** START MATERIAL **

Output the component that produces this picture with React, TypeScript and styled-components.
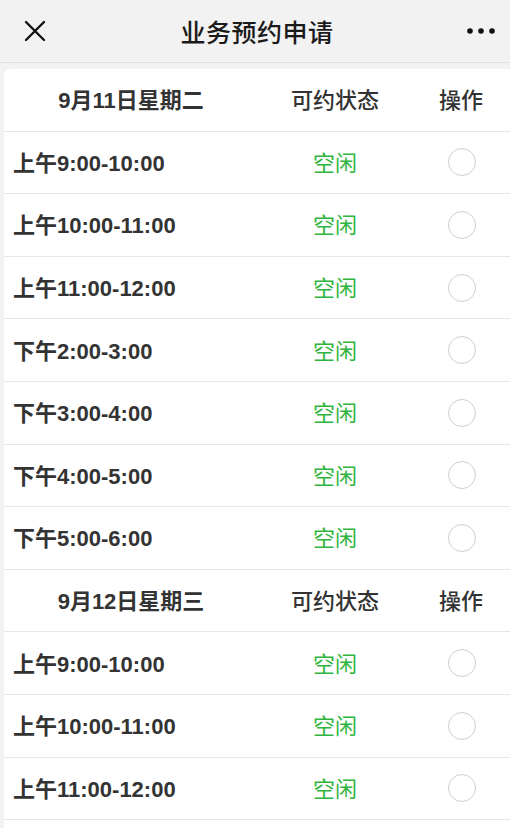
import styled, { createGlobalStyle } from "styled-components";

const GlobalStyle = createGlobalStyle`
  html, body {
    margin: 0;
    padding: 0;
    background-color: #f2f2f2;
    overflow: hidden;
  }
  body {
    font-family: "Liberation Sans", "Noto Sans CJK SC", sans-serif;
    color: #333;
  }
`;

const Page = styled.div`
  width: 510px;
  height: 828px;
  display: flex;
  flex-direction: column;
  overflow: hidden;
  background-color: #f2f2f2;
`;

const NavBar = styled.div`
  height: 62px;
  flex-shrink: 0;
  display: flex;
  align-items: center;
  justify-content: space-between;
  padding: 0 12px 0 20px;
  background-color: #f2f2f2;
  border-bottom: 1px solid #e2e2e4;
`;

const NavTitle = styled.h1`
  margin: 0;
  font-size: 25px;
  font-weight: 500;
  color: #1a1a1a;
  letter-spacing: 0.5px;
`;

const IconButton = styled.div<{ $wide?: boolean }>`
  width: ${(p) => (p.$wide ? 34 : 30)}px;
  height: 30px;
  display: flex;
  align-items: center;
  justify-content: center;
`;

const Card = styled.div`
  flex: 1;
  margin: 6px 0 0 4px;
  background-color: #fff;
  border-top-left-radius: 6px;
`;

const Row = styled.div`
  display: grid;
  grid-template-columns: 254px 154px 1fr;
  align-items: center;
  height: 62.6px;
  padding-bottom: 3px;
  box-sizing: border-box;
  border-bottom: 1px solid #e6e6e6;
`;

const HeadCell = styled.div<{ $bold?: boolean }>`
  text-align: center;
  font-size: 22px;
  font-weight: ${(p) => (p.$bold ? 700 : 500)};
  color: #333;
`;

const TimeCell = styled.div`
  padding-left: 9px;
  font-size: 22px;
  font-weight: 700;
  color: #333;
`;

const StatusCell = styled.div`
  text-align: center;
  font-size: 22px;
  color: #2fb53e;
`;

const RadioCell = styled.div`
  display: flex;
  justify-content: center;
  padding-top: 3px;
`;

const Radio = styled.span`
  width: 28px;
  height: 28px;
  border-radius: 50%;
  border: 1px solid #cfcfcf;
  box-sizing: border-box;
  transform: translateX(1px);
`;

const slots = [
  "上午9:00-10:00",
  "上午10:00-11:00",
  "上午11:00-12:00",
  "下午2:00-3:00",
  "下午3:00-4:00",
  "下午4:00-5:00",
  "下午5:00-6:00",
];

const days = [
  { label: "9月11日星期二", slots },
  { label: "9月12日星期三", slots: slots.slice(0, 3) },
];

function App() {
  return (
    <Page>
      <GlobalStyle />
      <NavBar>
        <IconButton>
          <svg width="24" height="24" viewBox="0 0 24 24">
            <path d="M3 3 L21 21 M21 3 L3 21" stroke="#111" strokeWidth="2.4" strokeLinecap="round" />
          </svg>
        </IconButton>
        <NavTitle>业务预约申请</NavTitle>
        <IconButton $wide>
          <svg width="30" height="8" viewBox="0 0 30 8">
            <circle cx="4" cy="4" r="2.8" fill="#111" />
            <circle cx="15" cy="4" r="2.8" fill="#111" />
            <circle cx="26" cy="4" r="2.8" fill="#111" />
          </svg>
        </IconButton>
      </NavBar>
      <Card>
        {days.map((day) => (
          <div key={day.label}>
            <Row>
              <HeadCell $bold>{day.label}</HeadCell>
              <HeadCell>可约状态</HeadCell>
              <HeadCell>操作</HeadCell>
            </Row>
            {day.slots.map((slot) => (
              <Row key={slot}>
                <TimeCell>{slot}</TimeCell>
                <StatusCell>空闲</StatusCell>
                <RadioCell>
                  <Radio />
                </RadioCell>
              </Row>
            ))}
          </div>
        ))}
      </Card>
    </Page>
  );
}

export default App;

** END MATERIAL **

EXERCISE BRIEF:
Leave out the pictures and transcribe everything else exactly.

EXERCISE OUTPUT:
Output the component that produces this picture with React, TypeScript and styled-components.
import styled, { createGlobalStyle } from "styled-components";

const GlobalStyle = createGlobalStyle`
  html, body {
    margin: 0;
    padding: 0;
    background-color: #f2f2f2;
    overflow: hidden;
  }
  body {
    font-family: "Liberation Sans", "Noto Sans CJK SC", sans-serif;
    color: #333;
  }
`;

const Page = styled.div`
  width: 510px;
  height: 828px;
  display: flex;
  flex-direction: column;
  overflow: hidden;
  background-color: #f2f2f2;
`;

const NavBar = styled.div`
  height: 62px;
  flex-shrink: 0;
  display: flex;
  align-items: center;
  justify-content: space-between;
  padding: 0 12px 0 20px;
  background-color: #f2f2f2;
  border-bottom: 1px solid #e2e2e4;
`;

const NavTitle = styled.h1`
  margin: 0;
  font-size: 25px;
  font-weight: 500;
  color: #1a1a1a;
  letter-spacing: 0.5px;
`;

const IconButton = styled.div<{ $wide?: boolean }>`
  width: ${(p) => (p.$wide ? 34 : 30)}px;
  height: 30px;
  display: flex;
  align-items: center;
  justify-content: center;
`;

const Card = styled.div`
  flex: 1;
  margin: 6px 0 0 4px;
  background-color: #fff;
  border-top-left-radius: 6px;
`;

const Row = styled.div`
  display: grid;
  grid-template-columns: 254px 154px 1fr;
  align-items: center;
  height: 62.6px;
  padding-bottom: 3px;
  box-sizing: border-box;
  border-bottom: 1px solid #e6e6e6;
`;

const HeadCell = styled.div<{ $bold?: boolean }>`
  text-align: center;
  font-size: 22px;
  font-weight: ${(p) => (p.$bold ? 700 : 500)};
  color: #333;
`;

const TimeCell = styled.div`
  padding-left: 9px;
  font-size: 22px;
  font-weight: 700;
  color: #333;
`;

const StatusCell = styled.div`
  text-align: center;
  font-size: 22px;
  color: #2fb53e;
`;

const RadioCell = styled.div`
  display: flex;
  justify-content: center;
  padding-top: 3px;
`;

const Radio = styled.span`
  width: 28px;
  height: 28px;
  border-radius: 50%;
  border: 1px solid #cfcfcf;
  box-sizing: border-box;
  transform: translateX(1px);
`;

const slots = [
  "上午9:00-10:00",
  "上午10:00-11:00",
  "上午11:00-12:00",
  "下午2:00-3:00",
  "下午3:00-4:00",
  "下午4:00-5:00",
  "下午5:00-6:00",
];

const days = [
  { label: "9月11日星期二", slots },
  { label: "9月12日星期三", slots: slots.slice(0, 3) },
];

function App() {
  return (
    <Page>
      <GlobalStyle />
      <NavBar>
        <IconButton>
          <svg width="24" height="24" viewBox="0 0 24 24">
            <path d="M3 3 L21 21 M21 3 L3 21" stroke="#111" strokeWidth="2.4" strokeLinecap="round" />
          </svg>
        </IconButton>
        <NavTitle>业务预约申请</NavTitle>
        <IconButton $wide>
          <svg width="30" height="8" viewBox="0 0 30 8">
            <circle cx="4" cy="4" r="2.8" fill="#111" />
            <circle cx="15" cy="4" r="2.8" fill="#111" />
            <circle cx="26" cy="4" r="2.8" fill="#111" />
          </svg>
        </IconButton>
      </NavBar>
      <Card>
        {days.map((day) => (
          <div key={day.label}>
            <Row>
              <HeadCell $bold>{day.label}</HeadCell>
              <HeadCell>可约状态</HeadCell>
              <HeadCell>操作</HeadCell>
            </Row>
            {day.slots.map((slot) => (
              <Row key={slot}>
                <TimeCell>{slot}</TimeCell>
                <StatusCell>空闲</StatusCell>
                <RadioCell>
                  <Radio />
                </RadioCell>
              </Row>
            ))}
          </div>
        ))}
      </Card>
    </Page>
  );
}

export default App;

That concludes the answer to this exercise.